You could have given me a hypothetical with any sort of NCAA punishment -- postseason ban, TV ban, death penalty, not allowed to play anyone taller than 6-feet -- and these are still numbers that I would have deemed impossible by the University of Louisville men's basketball program.

All of it still feels like something of a fever dream.

The latest jolt of hope has come in the form that it typically does: A sweeping change, a new regime, a believable promise of a return to all that was good and a shedding of all that has been bad.

In eight months on the job, Pat Kelsey has done everything and more that one could have reasonably expected to do in order to make Louisville basketball feel like Louisville basketball again.

Through the transfer portal, Kelsey quickly assembled a roster loaded with talent and experience, one that appears fully capable of playing his brand of basketball and having success doing it against an extremely challenging schedule. He's endeared himself to the fan base by consistently engaging with them, and by showcasing through his words, his action and his energy that he fully understands and appreciates the gravity of the position he finds himself in. It's been impressive, it's been refreshing, and it's been inarguably encouraging.

As of today, it also means nothing.

Kelsey, as is the case with all of his colleagues and predecessors, will ultimately be judged by how much he wins. If it's not enough, the talent on his roster will make the leap from justification for hope to evidence that he can't get it done at this level. His unrivaled energy and enthusiasm will immediately morph from captivating and endearing to gimmicky and hollow. I'm not saying anything that he doesn't already know.

There are ample reasons to believe that this time is going to be different. For starters, we've seen this team compete four times in exhibition play, and every single time it has looked different, in the best possible way. While the style of play may have been a hard left turn from anything we've seen before, the energy, the passion, the togetherness; All of that was welcomingly familiar.

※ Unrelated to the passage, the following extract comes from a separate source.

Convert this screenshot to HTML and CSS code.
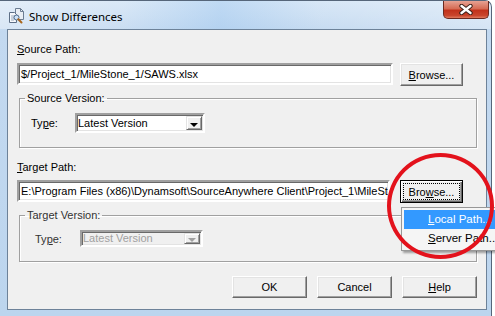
FILE: index.html
```html
<!DOCTYPE html>
<html lang="en">
<head>
  <meta charset="UTF-8">
  <meta name="viewport" content="width=device-width, initial-scale=1.0">
  <title>Show Differences</title>
  <link rel="stylesheet" href="styles.css">
</head>
<body>
  <div class="window">
    <div class="titlebar">
      <svg class="app-icon" width="16" height="16" viewBox="0 0 16 16">
        <!-- back document -->
        <path d="M7.5 0.5h5l3 3v8h-8z" fill="#e9eef4" stroke="#6c7d92"/>
        <path d="M12.5 0.5v3h3" fill="none" stroke="#6c7d92"/>
        <!-- front document -->
        <path d="M1.5 4.5h5l2 2v8h-7z" fill="#f6f8fb" stroke="#5d6f86"/>
        <path d="M3 8h4M3 10h4M3 12h3" stroke="#9aaabd"/>
        <!-- magnifier -->
        <circle cx="8.5" cy="9.5" r="2.5" fill="#cfe3f7" stroke="#4d6b8c"/>
        <path d="M10.3 11.3l3.2 3.2" stroke="#a8661c" stroke-width="2" stroke-linecap="round"/>
      </svg>
      <span class="title">Show Differences</span>
      <div class="close-btn">
        <svg width="14" height="11" viewBox="0 0 14 11">
          <path d="M2.5 2l9 7M11.5 2l-9 7" stroke="#3b2019" stroke-width="4.4" stroke-linecap="round"/>
          <path d="M2.5 2l9 7M11.5 2l-9 7" stroke="#ffffff" stroke-width="2.4" stroke-linecap="round"/>
        </svg>
      </div>
    </div>

    <div class="client">
      <div class="field-label"><u>S</u>ource Path:</div>
      <div class="path-row">
        <div class="textbox source-box">$/Project_1/MileStone_1/SAWS.xlsx</div>
        <button class="btn browse-btn"><u>B</u>rowse...</button>
      </div>

      <fieldset class="group source-group">
        <legend>Source Version:</legend>
        <div class="type-row">
          <span class="type-label">Ty<u>p</u>e:</span>
          <div class="combo">
            <span class="combo-text">Latest Version</span>
            <span class="combo-arrow"></span>
          </div>
        </div>
      </fieldset>

      <div class="field-label target-label"><u>T</u>arget Path:</div>
      <div class="path-row target-row">
        <div class="textbox target-box">E:\Program Files (x86)\Dynamsoft\SourceAnywhere Client\Project_1\MileStone_1\SAWS.xlsx</div>
        <button class="btn browse-btn default-btn"><span class="focus-ring">Bro<u>w</u>se...</span></button>
      </div>

      <fieldset class="group target-group disabled">
        <legend>Target Version:</legend>
        <div class="type-row">
          <span class="type-label">Ty<u>p</u>e:</span>
          <div class="combo">
            <span class="combo-text">Latest Version</span>
            <span class="combo-arrow"></span>
          </div>
        </div>
      </fieldset>

      <div class="dialog-buttons">
        <button class="btn dialog-btn">OK</button>
        <button class="btn dialog-btn">Cancel</button>
        <button class="btn dialog-btn"><u>H</u>elp</button>
      </div>
    </div>

    <!-- Browse dropdown menu -->
    <div class="popup-menu">
      <div class="menu-item active"><u>L</u>ocal Path...</div>
      <div class="menu-item"><u>S</u>erver Path...</div>
    </div>

    <!-- red callout ring -->
    <div class="callout"></div>
  </div>
</body>
</html>
```

FILE: styles.css
```css
html,
body {
  margin: 0;
  padding: 0;
  overflow: hidden;
  background-color: #fff;
}

body {
  width: 495px;
  height: 316px;
  font-family: "Liberation Sans", Arial, sans-serif;
  font-size: 11px;
  color: #000;
}

.window {
  position: relative;
  width: 492px;
  height: 317px;
  box-sizing: border-box;
  border-top: 1px solid #56667a;
  border-right: 1px solid #56667a;
  border-radius: 0 7px 0 0;
  background: linear-gradient(180deg, #d6e6f6 0, #c3d9f0 30px, #bcd5ee 100%);
}

.titlebar {
  display: flex;
  align-items: center;
  height: 28px;
  padding-left: 8px;
  background: linear-gradient(90deg, rgba(255, 255, 255, 0.35) 0, rgba(255, 255, 255, 0.1) 25%, rgba(150, 195, 240, 0.35) 45%, rgba(255, 255, 255, 0.05) 65%, rgba(255, 255, 255, 0.3) 100%);
  border-radius: 0 7px 0 0;
}

.app-icon {
  flex: none;
  margin-top: 2px;
}

.title {
  margin-left: 5px;
  margin-top: 2px;
  font-family: "Noto Sans", "Open Sans", sans-serif;
  font-size: 11.5px;
  color: #000;
}

.close-btn {
  align-self: flex-start;
  margin-left: auto;
  margin-right: 2px;
  width: 44px;
  height: 17px;
  display: flex;
  align-items: center;
  justify-content: center;
  border: 1px solid #6b2a20;
  border-top: none;
  border-radius: 0 0 5px 5px;
  background: linear-gradient(180deg, #e6a293 0, #d66c55 45%, #c1321b 55%, #c9452c 85%, #e07a5e 100%);
}

.client {
  box-sizing: border-box;
  height: 281px;
  margin: 0 4px 0 7px;
  padding: 12px 9px 0 9px;
  border: 1px solid #6d8299;
  background-color: #f0f0f0;
}

.field-label {
  height: 14px;
  line-height: 14px;
}

.target-label {
  margin-top: 12px;
}

.path-row {
  display: flex;
  align-items: flex-start;
  gap: 7px;
  margin-top: 7px;
  height: 23px;
}

.target-row {
  margin-top: 6px;
}

.textbox {
  box-sizing: border-box;
  height: 22px;
  padding: 0 2px;
  line-height: 18px;
  white-space: nowrap;
  overflow: hidden;
  background-color: #fff;
  border: 2px solid;
  border-color: #a0a0a0 #fff #fff #a0a0a0;
  box-shadow: inset 1px 1px 0 #696969, inset -1px -1px 0 #e3e3e3;
}

.source-box {
  width: 376px;
}

.target-box {
  width: 373px;
  margin-right: 3px;
}

.btn {
  box-sizing: border-box;
  padding: 0;
  font-family: "Liberation Sans", Arial, sans-serif;
  font-size: 11px;
  color: #000;
  background-color: #f0f0f0;
  border: 1px solid;
  border-color: #fff #696969 #696969 #fff;
  box-shadow: inset -1px -1px 0 #a0a0a0, inset 1px 1px 0 #e3e3e3;
}

.browse-btn {
  width: 63px;
  height: 23px;
}

.default-btn {
  border: 1px solid #000;
  box-shadow: inset 1px 1px 0 #fff, inset -1px -1px 0 #696969, inset -2px -2px 0 #a0a0a0;
  display: flex;
  padding: 3px;
}

.focus-ring {
  flex: 1;
  display: flex;
  align-items: center;
  justify-content: center;
  outline: 1px dotted #000;
}

.group {
  margin: 5px 0 0 2px;
  padding: 0 0 14px 0;
  min-width: 0;
  border: 1px solid #a0a0a0;
  box-shadow: inset 1px 1px 0 #fff, 1px 1px 0 #fff;
}

.group legend {
  margin-left: 5px;
  padding: 0 2px;
  line-height: 14px;
}

.type-row {
  display: flex;
  align-items: center;
  margin-top: 8px;
}

.source-group .type-row {
  padding-left: 11px;
}

.target-group .type-row {
  padding-left: 15px;
}

.type-label {
  width: 44px;
}

.target-group .type-label {
  width: 45px;
}

.combo {
  box-sizing: border-box;
  display: flex;
  align-items: stretch;
  width: 130px;
  height: 20px;
  background-color: #fff;
  border: 2px solid;
  border-color: #a0a0a0 #fff #fff #a0a0a0;
  box-shadow: inset 1px 1px 0 #696969, inset -1px -1px 0 #e3e3e3;
}

.combo-text {
  flex: 1;
  padding: 1px 0 0 1px;
  line-height: 15px;
}

.combo-arrow {
  position: relative;
  width: 14px;
  margin: 1px 1px 1px 0;
  background-color: #f0f0f0;
  border: 1px solid;
  border-color: #e3e3e3 #696969 #696969 #e3e3e3;
  box-shadow: inset 1px 1px 0 #fff, inset -1px -1px 0 #a0a0a0;
}

.combo-arrow::after {
  content: "";
  position: absolute;
  left: 3px;
  top: 6px;
  border-left: 4px solid transparent;
  border-right: 4px solid transparent;
  border-top: 4px solid #000;
}

.disabled legend,
.disabled .type-label {
  color: #333;
}

.disabled .combo {
  width: 123px;
  height: 17px;
  background-color: #f0f0f0;
}

.disabled .combo-text {
  padding-top: 0;
  line-height: 13px;
  color: #a0a0a0;
}

.disabled .combo-arrow {
  width: 14px;
}

.disabled .combo-arrow::after {
  top: 4px;
  border-top-color: #a0a0a0;
}

.dialog-buttons {
  display: flex;
  justify-content: flex-end;
  gap: 10px;
  margin-top: 14px;
}

.dialog-btn {
  width: 75px;
  height: 22px;
}

.popup-menu {
  position: absolute;
  left: 401px;
  top: 206px;
  width: 110px;
  padding: 2px;
  background-color: #f5f5f5;
  border: 1px solid #979797;
  box-shadow: 2px 2px 2px rgba(0, 0, 0, 0.35);
}

.menu-item {
  height: 19px;
  line-height: 19px;
  padding-left: 24px;
  font-size: 11.5px;
}

.menu-item.active {
  background-color: #3399ff;
  color: #fff;
}

.callout {
  position: absolute;
  left: 387px;
  top: 152px;
  width: 107px;
  height: 106px;
  box-sizing: border-box;
  border: 4px solid #e3121c;
  border-radius: 50%;
}
```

Secondly, Kelsey seems to grasp what this is supposed to be -- at least as much as someone who's never actually experienced it is able to. You have to have the right combination of normal person and absolute basketball psycho to hack it at a place like Louisville. Kelsey seems to possess that rare blend.

Time will ultimately tell, and it's difficult to find fault with the "need to see it to believe it" crowd.

If you're reading this, then you're probably like me in that you've cared more about Louisville basketball than you should for about as long as you can remember. This thing that is so special to so many of us should never feel like a chore or something we follow merely out of habit. This is supposed to be fun -- the best kind of fun -- and it hasn't felt that way in far too long.

This is what leads to the cynicism, the lashing out, the empty seats, the debates about change and the fractures in the fan base that we've experienced more times than not over the last eight years. We've always all been on the same page in the most important of respects: We all want this to go back to being fun again. We all want this to make us feel the way it used to. We all want this to go back to being "normal."

This evening, the 2024-25 Louisville men's basketball season will begin when the Cardinals host the Morehead State Eagles. If the team plays the way I believe it will, tonight will begin the return of a beautiful five-month journey that should reignite feelings and emotions in all of us that we forgot were there.

We need to lose ourselves again. The thoughts of what has been don't need to miraculously disintegrate (and they won't), but for these five months they need to exist only behind a box somewhere in the seasonal decorations closet of our collective sports brain. We need to immerse ourselves in bracket projections and debates over lineup combinations. We need to religiously check the rankings of predictive metrics whose formulas we couldn't begin to comprehend. We need to pretend as though this season, this period of time from early to November through late March or early April, is the only thing that matters.

We need to be our weird as hell brand of normal again.

It's time for the beautiful journey to return. It's time for this to be fun again. It's time to embrace the splendor of normalcy's return after a prolonged absence.

Eleven months ago, I wrote about the pain of being at rock bottom and not being able to do anything about it. Tonight, we get to climb.